What the task asks |
Below is a listing; write it out exactly and drop any images from it.
:::
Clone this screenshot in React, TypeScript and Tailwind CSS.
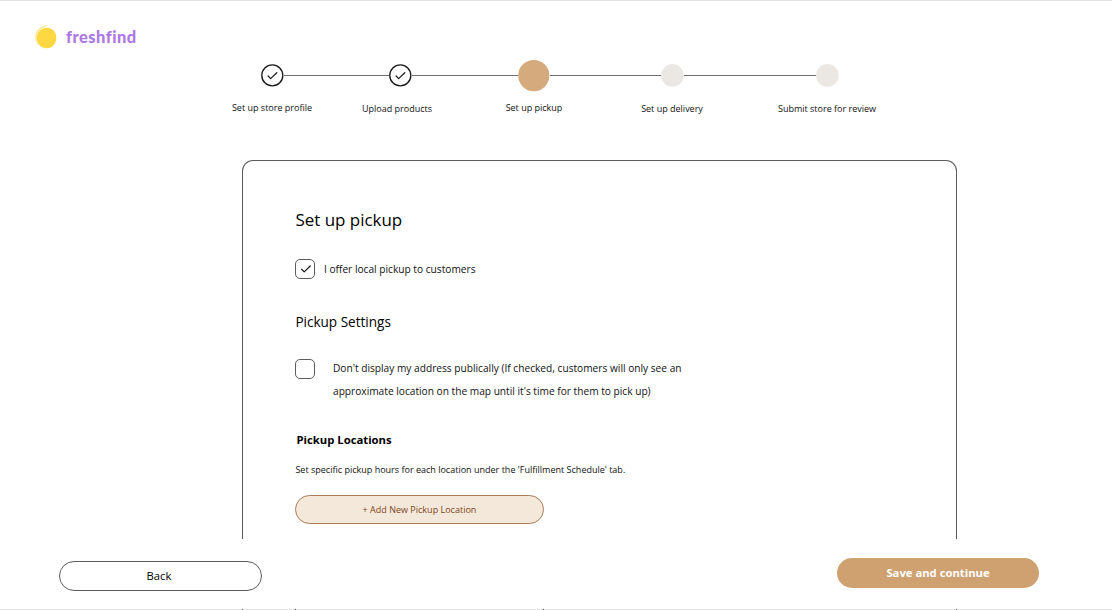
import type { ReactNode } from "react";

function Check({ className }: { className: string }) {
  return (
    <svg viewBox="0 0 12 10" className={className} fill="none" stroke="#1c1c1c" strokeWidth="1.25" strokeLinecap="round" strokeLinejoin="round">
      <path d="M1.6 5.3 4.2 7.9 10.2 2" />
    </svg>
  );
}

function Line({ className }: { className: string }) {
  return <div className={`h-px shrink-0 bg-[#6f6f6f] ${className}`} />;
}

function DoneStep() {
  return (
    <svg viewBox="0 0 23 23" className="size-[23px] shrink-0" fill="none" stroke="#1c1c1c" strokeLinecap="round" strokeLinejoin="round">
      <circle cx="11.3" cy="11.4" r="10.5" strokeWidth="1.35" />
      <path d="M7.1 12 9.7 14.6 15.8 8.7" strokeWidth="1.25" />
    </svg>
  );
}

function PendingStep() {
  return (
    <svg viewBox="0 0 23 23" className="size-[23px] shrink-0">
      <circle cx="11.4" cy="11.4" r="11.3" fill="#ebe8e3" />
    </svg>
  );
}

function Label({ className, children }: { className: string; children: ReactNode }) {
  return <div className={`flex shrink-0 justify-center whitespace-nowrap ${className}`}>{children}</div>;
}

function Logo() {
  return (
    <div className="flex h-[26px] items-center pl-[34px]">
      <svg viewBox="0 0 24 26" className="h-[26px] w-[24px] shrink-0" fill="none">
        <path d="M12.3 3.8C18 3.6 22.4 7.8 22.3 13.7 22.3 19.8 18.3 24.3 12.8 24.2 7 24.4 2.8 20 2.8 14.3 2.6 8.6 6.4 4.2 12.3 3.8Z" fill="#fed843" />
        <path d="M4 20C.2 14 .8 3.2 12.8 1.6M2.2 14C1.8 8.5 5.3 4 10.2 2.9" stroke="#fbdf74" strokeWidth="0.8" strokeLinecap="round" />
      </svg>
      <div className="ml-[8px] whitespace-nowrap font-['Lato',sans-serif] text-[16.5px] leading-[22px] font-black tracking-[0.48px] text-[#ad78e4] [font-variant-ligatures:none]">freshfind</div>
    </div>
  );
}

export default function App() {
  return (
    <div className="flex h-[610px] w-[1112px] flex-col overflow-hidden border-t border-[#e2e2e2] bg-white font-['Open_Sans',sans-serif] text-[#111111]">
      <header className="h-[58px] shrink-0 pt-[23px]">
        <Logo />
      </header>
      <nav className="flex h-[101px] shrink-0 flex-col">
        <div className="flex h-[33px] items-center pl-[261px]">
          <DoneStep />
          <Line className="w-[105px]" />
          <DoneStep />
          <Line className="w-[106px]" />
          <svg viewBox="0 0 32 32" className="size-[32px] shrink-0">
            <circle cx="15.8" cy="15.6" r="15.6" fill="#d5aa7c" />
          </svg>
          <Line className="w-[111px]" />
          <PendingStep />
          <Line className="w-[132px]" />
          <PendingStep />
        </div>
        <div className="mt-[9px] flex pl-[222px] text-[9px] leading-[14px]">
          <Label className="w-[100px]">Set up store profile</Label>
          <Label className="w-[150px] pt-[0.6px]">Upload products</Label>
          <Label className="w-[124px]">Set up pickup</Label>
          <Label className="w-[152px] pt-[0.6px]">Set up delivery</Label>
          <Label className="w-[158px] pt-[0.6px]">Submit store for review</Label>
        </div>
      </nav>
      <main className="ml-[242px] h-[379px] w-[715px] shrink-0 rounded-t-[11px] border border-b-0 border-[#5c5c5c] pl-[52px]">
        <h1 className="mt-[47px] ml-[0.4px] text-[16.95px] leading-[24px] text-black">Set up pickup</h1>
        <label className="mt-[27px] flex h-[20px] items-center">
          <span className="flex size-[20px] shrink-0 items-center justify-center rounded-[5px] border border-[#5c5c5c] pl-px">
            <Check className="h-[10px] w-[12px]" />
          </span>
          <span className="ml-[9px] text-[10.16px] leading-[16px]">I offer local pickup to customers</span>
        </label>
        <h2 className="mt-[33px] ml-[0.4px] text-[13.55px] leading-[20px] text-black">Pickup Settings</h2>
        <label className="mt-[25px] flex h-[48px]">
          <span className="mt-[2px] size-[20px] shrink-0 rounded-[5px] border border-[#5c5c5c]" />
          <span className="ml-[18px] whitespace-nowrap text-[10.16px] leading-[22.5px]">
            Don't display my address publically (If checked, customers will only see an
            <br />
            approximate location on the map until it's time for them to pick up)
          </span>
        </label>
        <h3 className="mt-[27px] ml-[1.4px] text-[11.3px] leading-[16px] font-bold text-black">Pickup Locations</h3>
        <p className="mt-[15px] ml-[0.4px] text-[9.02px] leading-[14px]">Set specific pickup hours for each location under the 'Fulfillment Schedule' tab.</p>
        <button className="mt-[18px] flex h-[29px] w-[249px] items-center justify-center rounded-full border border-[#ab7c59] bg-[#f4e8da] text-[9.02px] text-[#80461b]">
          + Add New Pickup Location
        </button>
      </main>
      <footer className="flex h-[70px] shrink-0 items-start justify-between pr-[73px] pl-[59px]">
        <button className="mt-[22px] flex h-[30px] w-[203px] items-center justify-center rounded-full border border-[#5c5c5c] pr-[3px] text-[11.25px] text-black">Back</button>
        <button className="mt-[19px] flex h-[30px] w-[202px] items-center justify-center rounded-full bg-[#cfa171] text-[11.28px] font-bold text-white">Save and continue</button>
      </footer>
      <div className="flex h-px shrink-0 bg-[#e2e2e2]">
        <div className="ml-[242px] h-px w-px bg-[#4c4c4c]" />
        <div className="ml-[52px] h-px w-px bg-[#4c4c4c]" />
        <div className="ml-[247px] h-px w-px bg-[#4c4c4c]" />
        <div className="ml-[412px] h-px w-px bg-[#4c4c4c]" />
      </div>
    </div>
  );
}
:::
Response to the task |
Clone this screenshot in React, TypeScript and Tailwind CSS.
import type { ReactNode } from "react";

function Check({ className }: { className: string }) {
  return (
    <svg viewBox="0 0 12 10" className={className} fill="none" stroke="#1c1c1c" strokeWidth="1.25" strokeLinecap="round" strokeLinejoin="round">
      <path d="M1.6 5.3 4.2 7.9 10.2 2" />
    </svg>
  );
}

function Line({ className }: { className: string }) {
  return <div className={`h-px shrink-0 bg-[#6f6f6f] ${className}`} />;
}

function DoneStep() {
  return (
    <svg viewBox="0 0 23 23" className="size-[23px] shrink-0" fill="none" stroke="#1c1c1c" strokeLinecap="round" strokeLinejoin="round">
      <circle cx="11.3" cy="11.4" r="10.5" strokeWidth="1.35" />
      <path d="M7.1 12 9.7 14.6 15.8 8.7" strokeWidth="1.25" />
    </svg>
  );
}

function PendingStep() {
  return (
    <svg viewBox="0 0 23 23" className="size-[23px] shrink-0">
      <circle cx="11.4" cy="11.4" r="11.3" fill="#ebe8e3" />
    </svg>
  );
}

function Label({ className, children }: { className: string; children: ReactNode }) {
  return <div className={`flex shrink-0 justify-center whitespace-nowrap ${className}`}>{children}</div>;
}

function Logo() {
  return (
    <div className="flex h-[26px] items-center pl-[34px]">
      <svg viewBox="0 0 24 26" className="h-[26px] w-[24px] shrink-0" fill="none">
        <path d="M12.3 3.8C18 3.6 22.4 7.8 22.3 13.7 22.3 19.8 18.3 24.3 12.8 24.2 7 24.4 2.8 20 2.8 14.3 2.6 8.6 6.4 4.2 12.3 3.8Z" fill="#fed843" />
        <path d="M4 20C.2 14 .8 3.2 12.8 1.6M2.2 14C1.8 8.5 5.3 4 10.2 2.9" stroke="#fbdf74" strokeWidth="0.8" strokeLinecap="round" />
      </svg>
      <div className="ml-[8px] whitespace-nowrap font-['Lato',sans-serif] text-[16.5px] leading-[22px] font-black tracking-[0.48px] text-[#ad78e4] [font-variant-ligatures:none]">freshfind</div>
    </div>
  );
}

export default function App() {
  return (
    <div className="flex h-[610px] w-[1112px] flex-col overflow-hidden border-t border-[#e2e2e2] bg-white font-['Open_Sans',sans-serif] text-[#111111]">
      <header className="h-[58px] shrink-0 pt-[23px]">
        <Logo />
      </header>
      <nav className="flex h-[101px] shrink-0 flex-col">
        <div className="flex h-[33px] items-center pl-[261px]">
          <DoneStep />
          <Line className="w-[105px]" />
          <DoneStep />
          <Line className="w-[106px]" />
          <svg viewBox="0 0 32 32" className="size-[32px] shrink-0">
            <circle cx="15.8" cy="15.6" r="15.6" fill="#d5aa7c" />
          </svg>
          <Line className="w-[111px]" />
          <PendingStep />
          <Line className="w-[132px]" />
          <PendingStep />
        </div>
        <div className="mt-[9px] flex pl-[222px] text-[9px] leading-[14px]">
          <Label className="w-[100px]">Set up store profile</Label>
          <Label className="w-[150px] pt-[0.6px]">Upload products</Label>
          <Label className="w-[124px]">Set up pickup</Label>
          <Label className="w-[152px] pt-[0.6px]">Set up delivery</Label>
          <Label className="w-[158px] pt-[0.6px]">Submit store for review</Label>
        </div>
      </nav>
      <main className="ml-[242px] h-[379px] w-[715px] shrink-0 rounded-t-[11px] border border-b-0 border-[#5c5c5c] pl-[52px]">
        <h1 className="mt-[47px] ml-[0.4px] text-[16.95px] leading-[24px] text-black">Set up pickup</h1>
        <label className="mt-[27px] flex h-[20px] items-center">
          <span className="flex size-[20px] shrink-0 items-center justify-center rounded-[5px] border border-[#5c5c5c] pl-px">
            <Check className="h-[10px] w-[12px]" />
          </span>
          <span className="ml-[9px] text-[10.16px] leading-[16px]">I offer local pickup to customers</span>
        </label>
        <h2 className="mt-[33px] ml-[0.4px] text-[13.55px] leading-[20px] text-black">Pickup Settings</h2>
        <label className="mt-[25px] flex h-[48px]">
          <span className="mt-[2px] size-[20px] shrink-0 rounded-[5px] border border-[#5c5c5c]" />
          <span className="ml-[18px] whitespace-nowrap text-[10.16px] leading-[22.5px]">
            Don't display my address publically (If checked, customers will only see an
            <br />
            approximate location on the map until it's time for them to pick up)
          </span>
        </label>
        <h3 className="mt-[27px] ml-[1.4px] text-[11.3px] leading-[16px] font-bold text-black">Pickup Locations</h3>
        <p className="mt-[15px] ml-[0.4px] text-[9.02px] leading-[14px]">Set specific pickup hours for each location under the 'Fulfillment Schedule' tab.</p>
        <button className="mt-[18px] flex h-[29px] w-[249px] items-center justify-center rounded-full border border-[#ab7c59] bg-[#f4e8da] text-[9.02px] text-[#80461b]">
          + Add New Pickup Location
        </button>
      </main>
      <footer className="flex h-[70px] shrink-0 items-start justify-between pr-[73px] pl-[59px]">
        <button className="mt-[22px] flex h-[30px] w-[203px] items-center justify-center rounded-full border border-[#5c5c5c] pr-[3px] text-[11.25px] text-black">Back</button>
        <button className="mt-[19px] flex h-[30px] w-[202px] items-center justify-center rounded-full bg-[#cfa171] text-[11.28px] font-bold text-white">Save and continue</button>
      </footer>
      <div className="flex h-px shrink-0 bg-[#e2e2e2]">
        <div className="ml-[242px] h-px w-px bg-[#4c4c4c]" />
        <div className="ml-[52px] h-px w-px bg-[#4c4c4c]" />
        <div className="ml-[247px] h-px w-px bg-[#4c4c4c]" />
        <div className="ml-[412px] h-px w-px bg-[#4c4c4c]" />
      </div>
    </div>
  );
}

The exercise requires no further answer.